|Date||VI² (551 - 600)|
|Origin and Provenance||
Written presumably at Lyon. Visigothic influence is suggested by the constant use of uncial 𐌾, the form of f, and bus-abbreviation with the high point. Was certainly at Lyon in the ninth century, since Florus used it. Still there in the seventeenth century: an entry of that time, 'Ecclesiae Lugdunensis', stands on the last page. Later in the library of the Jesuit Collège de Clermont.

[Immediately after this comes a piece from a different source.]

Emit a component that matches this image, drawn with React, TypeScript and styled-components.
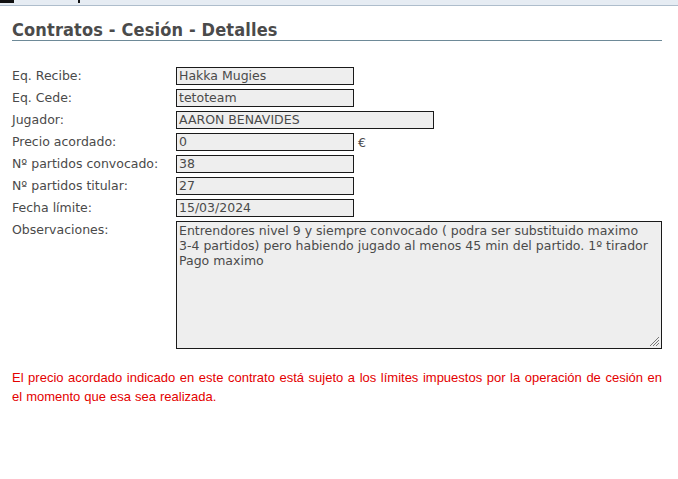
import React from "react";
import styled, { createGlobalStyle } from "styled-components";

const Global = createGlobalStyle`
  html, body { margin: 0; padding: 0; background: #ffffff; }
  body { font-family: "DejaVu Sans", Verdana, sans-serif; }
`;

const Page = styled.div`
  width: 678px;
  height: 479px;
  overflow: hidden;
  background: #fff;
`;

const TopStrip = styled.div`
  height: 5px;
  background: #e6ecf3;
  border-bottom: 1px solid #aebdcc;
  position: relative;
`;

const TopMark = styled.span<{ $left: number; $w: number }>`
  position: absolute;
  top: 0;
  left: ${(p) => p.$left}px;
  width: ${(p) => p.$w}px;
  height: 3px;
  background: #111;
`;

const Content = styled.div`
  padding: 12px 16px 0 12px;
`;

const Title = styled.h1`
  margin: 0;
  font-family: "DejaVu Sans Condensed", "DejaVu Sans", sans-serif;
  font-stretch: condensed;
  font-weight: bold;
  font-size: 18px;
  line-height: 21px;
  color: #4b4b4b;
  border-bottom: 1px solid #6e8a98;
  padding: 1px 0 0 0;
  letter-spacing: 0.15px;
`;

const Form = styled.div`
  margin-top: 26px;
  display: grid;
  grid-template-columns: 164px auto;
  row-gap: 4px;
  align-items: start;
  font-size: 12.5px;
`;

const Label = styled.div`
  line-height: 18px;
  color: #4a4a4a;
`;

const Field = styled.div`
  display: flex;
  align-items: center;
  gap: 4px;
`;

const Input = styled.div<{ $w: number }>`
  box-sizing: border-box;
  width: ${(p) => p.$w}px;
  height: 18px;
  border: 1px solid #1a1a1a;
  background: #eeeeee;
  line-height: 16px;
  color: #4a4a4a;
  padding: 0 2px;
  white-space: nowrap;
`;

const Unit = styled.span`
  color: #4a4a4a;
`;

const TextArea = styled.div`
  box-sizing: border-box;
  width: 486px;
  height: 128px;
  border: 1px solid #1a1a1a;
  background: #eeeeee;
  line-height: 15px;
  color: #4a4a4a;
  padding: 1px 2px;
  position: relative;
  white-space: nowrap;
`;

const Grip = styled.svg`
  position: absolute;
  right: 1px;
  bottom: 1px;
`;

const Notice = styled.p`
  margin: 19px 0 0 0;
  font-family: "Liberation Sans", Arial, sans-serif;
  font-size: 13px;
  line-height: 19px;
  word-spacing: 0.4px;
  color: #e40000;
  text-align: justify;
`;

const rows: { label: string; value: string; w: number; unit?: string }[] = [
  { label: "Eq. Recibe:", value: "Hakka Mugies", w: 178 },
  { label: "Eq. Cede:", value: "tetoteam", w: 178 },
  { label: "Jugador:", value: "AARON BENAVIDES", w: 258 },
  { label: "Precio acordado:", value: "0", w: 178, unit: "€" },
  { label: "Nº partidos convocado:", value: "38", w: 178 },
  { label: "Nº partidos titular:", value: "27", w: 178 },
  { label: "Fecha límite:", value: "15/03/2024", w: 178 },
];

export default function App() {
  return (
    <Page>
      <Global />
      <TopStrip>
        <TopMark $left={0} $w={14} />
        <TopMark $left={78} $w={2} />
      </TopStrip>
      <Content>
        <Title>Contratos - Cesión - Detalles</Title>
        <Form>
          {rows.map((r) => (
            <React.Fragment key={r.label}>
              <Label>{r.label}</Label>
              <Field>
                <Input $w={r.w}>{r.value}</Input>
                {r.unit && <Unit>{r.unit}</Unit>}
              </Field>
            </React.Fragment>
          ))}
          <Label>Observaciones:</Label>
          <TextArea>
            Entrendores nivel 9 y siempre convocado ( podra ser substituido maximo
            <br />
            3-4 partidos) pero habiendo jugado al menos 45 min del partido. 1º tirador
            <br />
            Pago maximo
            <Grip width="12" height="12" viewBox="0 0 12 12">
              <path d="M11 2 L2 11 M11 5 L5 11 M11 8 L8 11" stroke="#777" strokeWidth="1" />
            </Grip>
          </TextArea>
        </Form>
        <Notice>
          El precio acordado indicado en este contrato está sujeto a los límites impuestos por la operación de cesión en el momento que esa sea realizada.
        </Notice>
      </Content>
    </Page>
  );
}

Entered the Meerman collection in 1764 and that of Sir Thomas Phillipps in 1824. Acquired by the Berlin Royal Library in 1887.
|TM Number||TM 67202|
|Contents||Lex Romana Visigothorum.|
Script, apparently by two hands, is a rapid, expert half-uncial with letters leaning slightly to the left: 𐌾 is regularly uncial, M occasionally; NT, us, and some other ligatures occur at line-ends; here and there the final letter on a page is uncial. A smaller and more cursive half-uncial, leaning to the right, is used for explanations and references (foll. 6, 68, 97v, 115v, etc.). Later marginalia in Merovingian cursive saec. VII or early VIII and in Caroline minuscule of Lyon type saec. IX. Numerous critical marks by Florus Diaconus of Lyon. Probationes pennae saec. VII and VIII (fol. 221). Pre-Caroline and Caroline Notae Tironianae occur on foll. 5v, 7, 49v, 301v. An early Arabic entry of two lines in the lower margin of foll. 72v/73. Runic letters a b c d e in the lower margin of fol. 300. The manuscript seems to have been copied page by page, at least in part.